Posted by: emptywheel | December 12, 2006 at 11:28
This administration has forgotten the lessons of the cold war. As an old professor of mine who worked as a communications specialist during the Truman administration used to say:
"The map is not the territory".
Posted by: Katie Jensen | December 12, 2006 at 13:29
Maybe the problem is that the CIA knows the answer is an empty list and State didn't like that answer.
Posted by: William Ockham | December 12, 2006 at 14:39
Yeah, WO, I think that's a distinct possibility. Or that all the names on the list they DO have come from the MEK.
Posted by: emptywheel | December 12, 2006 at 16:06
OK, so Joseph demands a list of Iranians guilty of developing nuclear arms (denied by Iran) from the CIA and the CIA says "we have no such list and no evidence to make one, so leave us alone."
What part of that is so difficult fo these guys to understand?
Posted by: James | December 12, 2006 at 17:06
James, the absence of evidence is evidence that the bad guys are deeply committed to their nefarious plans. Why else would they hide the evidence so well?
Posted by: kvenlander | December 12, 2006 at 17:35
No, there's another, more basic reason why CIA doesn't want to give up the information.
Their entire, I mean, their ENTIRE Iranian network got rolled up by the very, very excellent Iranian counterintelligence service back in the 1990's.

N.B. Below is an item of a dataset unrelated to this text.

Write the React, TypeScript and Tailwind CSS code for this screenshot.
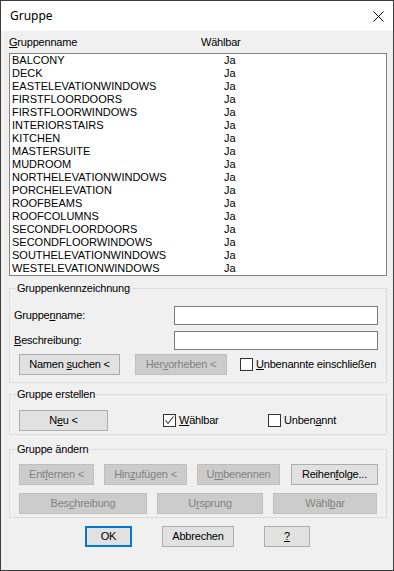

CIA doesn't want to admit that it doesn't know jack guano about what is going on in the country. The Israelis have a very good network, as do others, but we have to pay top dollar and mucho crown jewels for their crown jewels. The Izzies don't like to talk to CIA anyway, as the CIA leaks like a sieve.
It's not political at all. CIA is simply incompetent. The Revolutionary Guards ran them out of town on a rail. Period. I know you want to blame it on Condi or Bush, but it's much simpler than that. The Iranians did a good job at COIN, that's all.
They actually have something to hide. A very, very resourceful people, the Persians. Beat the socks off Marcus Crassus. Too bad they are so poorly governed.